═══ Information provided

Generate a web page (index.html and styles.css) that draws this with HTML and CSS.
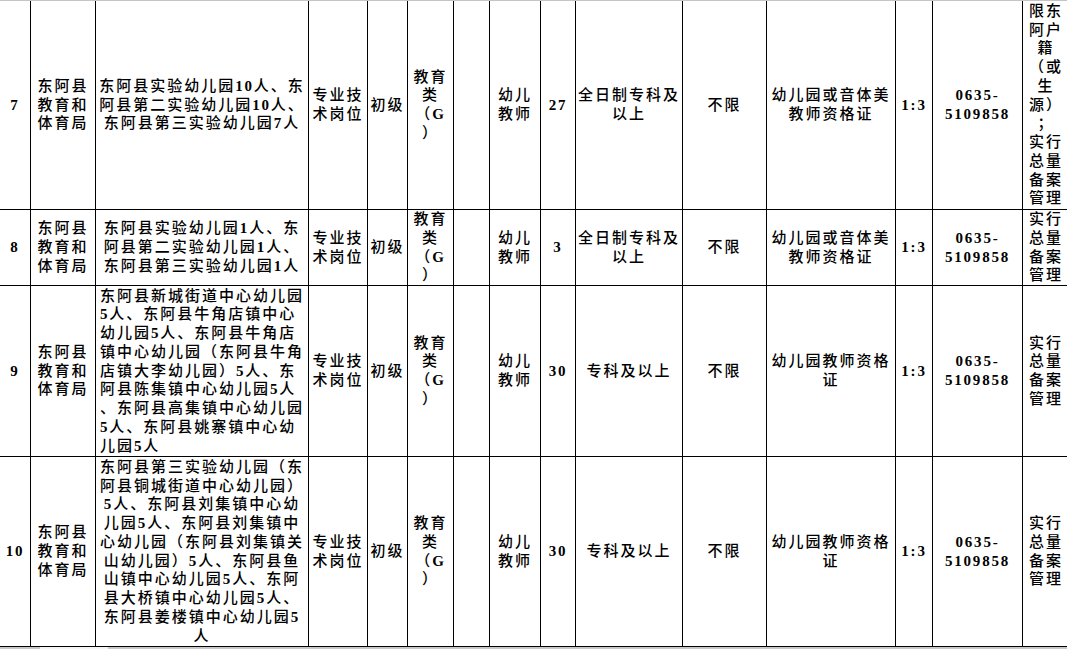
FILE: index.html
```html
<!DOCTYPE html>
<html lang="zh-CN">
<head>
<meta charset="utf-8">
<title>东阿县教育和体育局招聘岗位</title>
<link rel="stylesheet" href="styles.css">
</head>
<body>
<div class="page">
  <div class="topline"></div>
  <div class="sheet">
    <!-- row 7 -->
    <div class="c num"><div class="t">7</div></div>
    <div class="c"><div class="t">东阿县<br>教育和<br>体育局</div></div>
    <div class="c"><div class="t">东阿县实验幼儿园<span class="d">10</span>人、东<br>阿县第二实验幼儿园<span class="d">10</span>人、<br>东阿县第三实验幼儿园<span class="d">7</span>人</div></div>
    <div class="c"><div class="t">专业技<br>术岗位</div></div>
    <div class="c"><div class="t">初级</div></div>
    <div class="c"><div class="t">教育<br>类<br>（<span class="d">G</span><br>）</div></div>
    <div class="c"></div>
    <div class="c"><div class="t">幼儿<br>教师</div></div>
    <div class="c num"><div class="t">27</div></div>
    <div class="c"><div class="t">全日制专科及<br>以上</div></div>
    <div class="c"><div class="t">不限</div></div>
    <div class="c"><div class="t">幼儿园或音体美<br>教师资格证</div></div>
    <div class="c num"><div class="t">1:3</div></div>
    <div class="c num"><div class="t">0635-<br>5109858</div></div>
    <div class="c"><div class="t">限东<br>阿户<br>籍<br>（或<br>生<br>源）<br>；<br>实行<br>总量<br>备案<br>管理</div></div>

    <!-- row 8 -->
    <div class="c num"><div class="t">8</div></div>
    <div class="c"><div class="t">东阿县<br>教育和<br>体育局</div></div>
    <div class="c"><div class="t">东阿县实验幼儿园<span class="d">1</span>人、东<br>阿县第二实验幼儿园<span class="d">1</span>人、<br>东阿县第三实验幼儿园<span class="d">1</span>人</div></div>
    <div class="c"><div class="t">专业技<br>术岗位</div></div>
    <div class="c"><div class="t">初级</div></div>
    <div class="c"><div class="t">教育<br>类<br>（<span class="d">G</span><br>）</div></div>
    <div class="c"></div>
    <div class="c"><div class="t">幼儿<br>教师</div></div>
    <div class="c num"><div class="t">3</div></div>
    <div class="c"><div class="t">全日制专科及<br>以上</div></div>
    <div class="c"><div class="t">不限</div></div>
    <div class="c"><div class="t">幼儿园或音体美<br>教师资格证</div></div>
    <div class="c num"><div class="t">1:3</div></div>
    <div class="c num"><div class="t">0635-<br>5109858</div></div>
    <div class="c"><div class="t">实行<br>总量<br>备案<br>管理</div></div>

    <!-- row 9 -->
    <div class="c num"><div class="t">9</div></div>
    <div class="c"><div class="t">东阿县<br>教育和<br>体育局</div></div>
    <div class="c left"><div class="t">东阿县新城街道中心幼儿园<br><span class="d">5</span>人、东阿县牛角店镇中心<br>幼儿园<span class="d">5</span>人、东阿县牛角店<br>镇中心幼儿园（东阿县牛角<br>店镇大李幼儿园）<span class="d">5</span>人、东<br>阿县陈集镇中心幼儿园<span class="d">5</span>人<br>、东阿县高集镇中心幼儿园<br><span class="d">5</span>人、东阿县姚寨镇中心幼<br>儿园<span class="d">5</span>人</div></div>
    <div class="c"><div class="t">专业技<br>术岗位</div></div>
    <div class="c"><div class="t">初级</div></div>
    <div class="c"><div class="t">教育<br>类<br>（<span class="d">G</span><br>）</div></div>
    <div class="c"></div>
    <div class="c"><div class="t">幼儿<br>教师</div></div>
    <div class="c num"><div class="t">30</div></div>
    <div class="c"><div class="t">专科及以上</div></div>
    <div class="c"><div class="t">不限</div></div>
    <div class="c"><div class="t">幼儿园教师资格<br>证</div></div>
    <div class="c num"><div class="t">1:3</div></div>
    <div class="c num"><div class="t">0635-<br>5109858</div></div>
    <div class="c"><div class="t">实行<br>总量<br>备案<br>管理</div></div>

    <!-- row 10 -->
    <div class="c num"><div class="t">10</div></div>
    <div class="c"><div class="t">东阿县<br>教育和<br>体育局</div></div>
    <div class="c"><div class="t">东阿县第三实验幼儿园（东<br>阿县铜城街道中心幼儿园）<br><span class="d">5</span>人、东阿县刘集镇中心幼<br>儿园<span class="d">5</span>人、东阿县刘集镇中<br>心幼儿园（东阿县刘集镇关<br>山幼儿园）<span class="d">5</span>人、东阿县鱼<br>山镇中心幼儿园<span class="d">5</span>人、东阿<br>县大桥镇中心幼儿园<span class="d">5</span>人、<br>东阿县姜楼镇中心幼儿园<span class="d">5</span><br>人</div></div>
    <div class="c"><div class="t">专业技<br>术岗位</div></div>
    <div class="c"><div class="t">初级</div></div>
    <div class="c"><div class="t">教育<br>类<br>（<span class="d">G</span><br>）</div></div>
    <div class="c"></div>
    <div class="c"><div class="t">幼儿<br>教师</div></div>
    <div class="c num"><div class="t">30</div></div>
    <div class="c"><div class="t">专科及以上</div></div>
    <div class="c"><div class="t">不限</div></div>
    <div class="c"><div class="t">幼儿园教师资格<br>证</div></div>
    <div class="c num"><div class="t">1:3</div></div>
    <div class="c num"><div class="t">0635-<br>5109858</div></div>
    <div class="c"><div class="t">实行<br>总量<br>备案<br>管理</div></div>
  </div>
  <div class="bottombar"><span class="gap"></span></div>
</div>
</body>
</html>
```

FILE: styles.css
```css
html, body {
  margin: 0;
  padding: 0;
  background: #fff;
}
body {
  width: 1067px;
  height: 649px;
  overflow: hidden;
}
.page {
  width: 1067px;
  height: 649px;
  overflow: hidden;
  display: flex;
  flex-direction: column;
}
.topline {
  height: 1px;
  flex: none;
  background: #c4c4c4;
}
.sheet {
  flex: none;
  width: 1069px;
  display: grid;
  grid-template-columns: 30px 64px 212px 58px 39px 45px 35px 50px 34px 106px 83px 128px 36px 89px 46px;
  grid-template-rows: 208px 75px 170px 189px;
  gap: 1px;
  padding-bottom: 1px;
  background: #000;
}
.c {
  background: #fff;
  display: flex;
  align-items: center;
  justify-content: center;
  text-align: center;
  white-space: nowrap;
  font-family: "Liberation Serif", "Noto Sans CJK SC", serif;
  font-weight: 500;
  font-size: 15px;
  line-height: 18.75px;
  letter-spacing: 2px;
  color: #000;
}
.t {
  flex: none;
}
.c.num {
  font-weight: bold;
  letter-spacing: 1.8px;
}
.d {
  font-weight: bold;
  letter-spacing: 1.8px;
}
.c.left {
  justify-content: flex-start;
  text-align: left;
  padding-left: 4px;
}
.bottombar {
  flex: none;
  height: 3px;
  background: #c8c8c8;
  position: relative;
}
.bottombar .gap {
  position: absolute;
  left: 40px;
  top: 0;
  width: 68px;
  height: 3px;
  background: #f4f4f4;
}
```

══════

Reproduce all of the material above word for word. Omit the pictures.

Generate a web page (index.html and styles.css) that draws this with HTML and CSS.
FILE: index.html
```html
<!DOCTYPE html>
<html lang="zh-CN">
<head>
<meta charset="utf-8">
<title>东阿县教育和体育局招聘岗位</title>
<link rel="stylesheet" href="styles.css">
</head>
<body>
<div class="page">
  <div class="topline"></div>
  <div class="sheet">
    <!-- row 7 -->
    <div class="c num"><div class="t">7</div></div>
    <div class="c"><div class="t">东阿县<br>教育和<br>体育局</div></div>
    <div class="c"><div class="t">东阿县实验幼儿园<span class="d">10</span>人、东<br>阿县第二实验幼儿园<span class="d">10</span>人、<br>东阿县第三实验幼儿园<span class="d">7</span>人</div></div>
    <div class="c"><div class="t">专业技<br>术岗位</div></div>
    <div class="c"><div class="t">初级</div></div>
    <div class="c"><div class="t">教育<br>类<br>（<span class="d">G</span><br>）</div></div>
    <div class="c"></div>
    <div class="c"><div class="t">幼儿<br>教师</div></div>
    <div class="c num"><div class="t">27</div></div>
    <div class="c"><div class="t">全日制专科及<br>以上</div></div>
    <div class="c"><div class="t">不限</div></div>
    <div class="c"><div class="t">幼儿园或音体美<br>教师资格证</div></div>
    <div class="c num"><div class="t">1:3</div></div>
    <div class="c num"><div class="t">0635-<br>5109858</div></div>
    <div class="c"><div class="t">限东<br>阿户<br>籍<br>（或<br>生<br>源）<br>；<br>实行<br>总量<br>备案<br>管理</div></div>

    <!-- row 8 -->
    <div class="c num"><div class="t">8</div></div>
    <div class="c"><div class="t">东阿县<br>教育和<br>体育局</div></div>
    <div class="c"><div class="t">东阿县实验幼儿园<span class="d">1</span>人、东<br>阿县第二实验幼儿园<span class="d">1</span>人、<br>东阿县第三实验幼儿园<span class="d">1</span>人</div></div>
    <div class="c"><div class="t">专业技<br>术岗位</div></div>
    <div class="c"><div class="t">初级</div></div>
    <div class="c"><div class="t">教育<br>类<br>（<span class="d">G</span><br>）</div></div>
    <div class="c"></div>
    <div class="c"><div class="t">幼儿<br>教师</div></div>
    <div class="c num"><div class="t">3</div></div>
    <div class="c"><div class="t">全日制专科及<br>以上</div></div>
    <div class="c"><div class="t">不限</div></div>
    <div class="c"><div class="t">幼儿园或音体美<br>教师资格证</div></div>
    <div class="c num"><div class="t">1:3</div></div>
    <div class="c num"><div class="t">0635-<br>5109858</div></div>
    <div class="c"><div class="t">实行<br>总量<br>备案<br>管理</div></div>

    <!-- row 9 -->
    <div class="c num"><div class="t">9</div></div>
    <div class="c"><div class="t">东阿县<br>教育和<br>体育局</div></div>
    <div class="c left"><div class="t">东阿县新城街道中心幼儿园<br><span class="d">5</span>人、东阿县牛角店镇中心<br>幼儿园<span class="d">5</span>人、东阿县牛角店<br>镇中心幼儿园（东阿县牛角<br>店镇大李幼儿园）<span class="d">5</span>人、东<br>阿县陈集镇中心幼儿园<span class="d">5</span>人<br>、东阿县高集镇中心幼儿园<br><span class="d">5</span>人、东阿县姚寨镇中心幼<br>儿园<span class="d">5</span>人</div></div>
    <div class="c"><div class="t">专业技<br>术岗位</div></div>
    <div class="c"><div class="t">初级</div></div>
    <div class="c"><div class="t">教育<br>类<br>（<span class="d">G</span><br>）</div></div>
    <div class="c"></div>
    <div class="c"><div class="t">幼儿<br>教师</div></div>
    <div class="c num"><div class="t">30</div></div>
    <div class="c"><div class="t">专科及以上</div></div>
    <div class="c"><div class="t">不限</div></div>
    <div class="c"><div class="t">幼儿园教师资格<br>证</div></div>
    <div class="c num"><div class="t">1:3</div></div>
    <div class="c num"><div class="t">0635-<br>5109858</div></div>
    <div class="c"><div class="t">实行<br>总量<br>备案<br>管理</div></div>

    <!-- row 10 -->
    <div class="c num"><div class="t">10</div></div>
    <div class="c"><div class="t">东阿县<br>教育和<br>体育局</div></div>
    <div class="c"><div class="t">东阿县第三实验幼儿园（东<br>阿县铜城街道中心幼儿园）<br><span class="d">5</span>人、东阿县刘集镇中心幼<br>儿园<span class="d">5</span>人、东阿县刘集镇中<br>心幼儿园（东阿县刘集镇关<br>山幼儿园）<span class="d">5</span>人、东阿县鱼<br>山镇中心幼儿园<span class="d">5</span>人、东阿<br>县大桥镇中心幼儿园<span class="d">5</span>人、<br>东阿县姜楼镇中心幼儿园<span class="d">5</span><br>人</div></div>
    <div class="c"><div class="t">专业技<br>术岗位</div></div>
    <div class="c"><div class="t">初级</div></div>
    <div class="c"><div class="t">教育<br>类<br>（<span class="d">G</span><br>）</div></div>
    <div class="c"></div>
    <div class="c"><div class="t">幼儿<br>教师</div></div>
    <div class="c num"><div class="t">30</div></div>
    <div class="c"><div class="t">专科及以上</div></div>
    <div class="c"><div class="t">不限</div></div>
    <div class="c"><div class="t">幼儿园教师资格<br>证</div></div>
    <div class="c num"><div class="t">1:3</div></div>
    <div class="c num"><div class="t">0635-<br>5109858</div></div>
    <div class="c"><div class="t">实行<br>总量<br>备案<br>管理</div></div>
  </div>
  <div class="bottombar"><span class="gap"></span></div>
</div>
</body>
</html>
```

FILE: styles.css
```css
html, body {
  margin: 0;
  padding: 0;
  background: #fff;
}
body {
  width: 1067px;
  height: 649px;
  overflow: hidden;
}
.page {
  width: 1067px;
  height: 649px;
  overflow: hidden;
  display: flex;
  flex-direction: column;
}
.topline {
  height: 1px;
  flex: none;
  background: #c4c4c4;
}
.sheet {
  flex: none;
  width: 1069px;
  display: grid;
  grid-template-columns: 30px 64px 212px 58px 39px 45px 35px 50px 34px 106px 83px 128px 36px 89px 46px;
  grid-template-rows: 208px 75px 170px 189px;
  gap: 1px;
  padding-bottom: 1px;
  background: #000;
}
.c {
  background: #fff;
  display: flex;
  align-items: center;
  justify-content: center;
  text-align: center;
  white-space: nowrap;
  font-family: "Liberation Serif", "Noto Sans CJK SC", serif;
  font-weight: 500;
  font-size: 15px;
  line-height: 18.75px;
  letter-spacing: 2px;
  color: #000;
}
.t {
  flex: none;
}
.c.num {
  font-weight: bold;
  letter-spacing: 1.8px;
}
.d {
  font-weight: bold;
  letter-spacing: 1.8px;
}
.c.left {
  justify-content: flex-start;
  text-align: left;
  padding-left: 4px;
}
.bottombar {
  flex: none;
  height: 3px;
  background: #c8c8c8;
  position: relative;
}
.bottombar .gap {
  position: absolute;
  left: 40px;
  top: 0;
  width: 68px;
  height: 3px;
  background: #f4f4f4;
}
```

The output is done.